# Baby pig distress



## Walleye Wizard (Feb 5, 2006)

Have any of you hunters ever tried the baby pig distress and have you had any luck? How about a javelina juvenile distress?


----------



## BVW (Jul 25, 2002)

Haven't used it but I am sure it will work. I believe Predators really don't "think" about what species of animal is in distress. Its an instinctive trigger that creates the response. I think if the distress sound fits within what their instincts tell them is a potential meal they will respond.
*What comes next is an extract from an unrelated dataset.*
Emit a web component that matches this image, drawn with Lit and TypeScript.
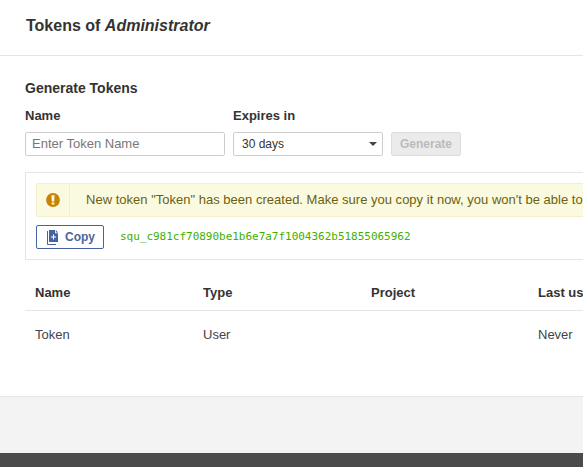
import { LitElement, html, css } from "lit";
import { customElement } from "lit/decorators.js";

@customElement("app-root")
export class AppRoot extends LitElement {
  static styles = css`
    * { box-sizing: border-box; }
    :host {
      display: flex;
      flex-direction: column;
      width: 100%;
      height: 467px;
      overflow: hidden;
      background: #fff;
      color: #444;
      font-family: "Liberation Sans", Arial, sans-serif;
      font-size: 13px;
      line-height: 20px;
    }
    h1, h2 { margin: 0; color: #333; font-weight: 700; }
    header { height: 56px; flex: none; padding: 15px 26px 0; border-bottom: 1px solid #e6e6e6; }
    h1 { font-size: 16px; line-height: 22px; white-space: nowrap; }
    main { height: 341px; flex: none; padding: 22px 0 0 25px; }
    h2 { font-size: 14px; line-height: 20px; }
    form { display: flex; align-items: flex-end; gap: 8px; height: 58px; }
    label { display: flex; flex-direction: column; gap: 6px; font-weight: 700; color: #333; }
    .field {
      display: flex;
      align-items: center;
      height: 24px;
      border: 1px solid #cdcdcd;
      border-radius: 2px;
      font: 400 13px/22px "Liberation Sans", Arial, sans-serif;
      color: #333;
      background: #fff;
    }
    .name { width: 200px; padding: 0 6px 1px; outline: none; }
    .name::placeholder { color: #777; opacity: 1; }
    .select { width: 150px; padding: 0 5px 0 8px; font-size: 12px; justify-content: space-between; }
    .caret { border: 4px solid transparent; border-top-color: #444; border-bottom: 0; }
    .generate {
      width: 70px; height: 24px; padding: 0;
      border: 1px solid #ddd; border-radius: 2px;
      background: #ebebeb; color: #bbb;
      font: 700 12px/22px "Liberation Sans", Arial, sans-serif;
    }
    .panel { height: 88px; margin: 16px -30px 0 0; padding: 10px; border: 1px solid #e6e6e6; }
    .alert { display: flex; height: 34px; border: 1px solid #f4eeca; border-radius: 2px; background: #fafae0; color: #6d5f10; white-space: nowrap; overflow: hidden; }
    .badge { flex: none; width: 33px; border-right: 1px solid #f4eeca; display: flex; align-items: center; justify-content: center; }
    .message { padding-left: 16px; line-height: 32px; letter-spacing: 0.01px; }
    .result { display: flex; align-items: center; gap: 16px; margin-top: 8px; }
    .copy {
      display: flex; align-items: center; gap: 6px;
      width: 68px; height: 24px; padding: 0 0 0 10px;
      border: 1px solid #4563a3; border-radius: 2px; background: #fff; color: #4b66a0;
      font: 700 12px/22px "Liberation Sans", Arial, sans-serif;
    }
    code { font: 11px/20px "DejaVu Sans Mono", monospace; color: #40b000; letter-spacing: -0.02px; }
    svg { display: block; flex: none; }
    .table { margin-top: 15px; }
    .row { display: grid; grid-template-columns: 168px 168px 167px 168px; height: 48px; align-items: center; white-space: nowrap; }
    .row > span { padding-left: 10px; }
    .head { height: 36px; border-bottom: 1px solid #e6e6e6; font-weight: 700; color: #333; }
    .gap { height: 57px; flex: none; border-top: 1px solid #e6e6e6; background: #f3f3f3; margin-top: -1px; }
    footer { flex: 1; background: #4b4b4b; }
  `;

  render() {
    return html`
      <header><h1>Tokens of <em>Administrator</em></h1></header>
      <main>
        <h2>Generate Tokens</h2>
        <form>
          <label>Name<input class="field name" placeholder="Enter Token Name" /></label>
          <label>Expires in<span class="field select">30 days<i class="caret"></i></span></label>
          <button class="generate" type="button">Generate</button>
        </form>
        <section class="panel">
          <div class="alert">
            <div class="badge">
              <svg width="14" height="14" viewBox="0 0 14 14">
                <circle cx="7" cy="7" r="6.9" fill="#c98300" />
                <path d="M5.4 2.2h3.2L8.2 8.4H5.8zM5.7 9.4h2.6v2.2H5.7z" fill="#fafae0" />
              </svg>
            </div>
            <div class="message">New token "Token" has been created. Make sure you copy it now, you won't be able to see it again!</div>
          </div>
          <div class="result">
            <button class="copy" type="button">
              <svg width="12" height="16" viewBox="0 0 12 16">
                <path d="M2 1h6v3.2h3V13H2z" fill="#4563a3" />
                <path d="M8.8 1L11 3.4H8.8z" fill="#4563a3" />
                <path d="M.5 2v13.5H9" fill="none" stroke="#4563a3" />
                <path d="M6.5 5.5v5M4 8h5" stroke="#fff" stroke-width="1.1" />
              </svg>
              Copy
            </button>
            <code>squ_c981cf70890be1b6e7a7f1004362b51855065962</code>
          </div>
        </section>
        <div class="table">
          <div class="row head"><span>Name</span><span>Type</span><span>Project</span><span>Last use</span></div>
          <div class="row"><span>Token</span><span>User</span><span></span><span>Never</span></div>
        </div>
      </main>
      <div class="gap"></div>
      <footer></footer>
    `;
  }
}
However some sounds like rabbit may have a deeper instinctive trigger , but you could use cottontail , jack rabbit, snowshoe and all would work despite the certain species may not be in the area.
Good luck and give it a try!


----------



## tsb3 (Dec 31, 2013)

+1


----------



## Walleye Wizard (Feb 5, 2006)

Yea ok I will give it a try. I think that everyone and their brother uses a rabbit distress call so I think they might be a little more cautious with the rabbit distress call. I did shoot a female coyote the other night and didn't even turn the call on. I was letting things settle down after my arrival and she strolled into the field. Gotta love that.


----------



## NorthWoodsHunter (Feb 21, 2011)

The sound of death and an easy meal is what draws them in. I don't think they're picky. Good point about the education they may be getting from other hunters. I try not to use the same calls on the same property back to back. Figured if I busted one without knowing it they'd be all the wiser. No scientific basis behind it more superstition.


----------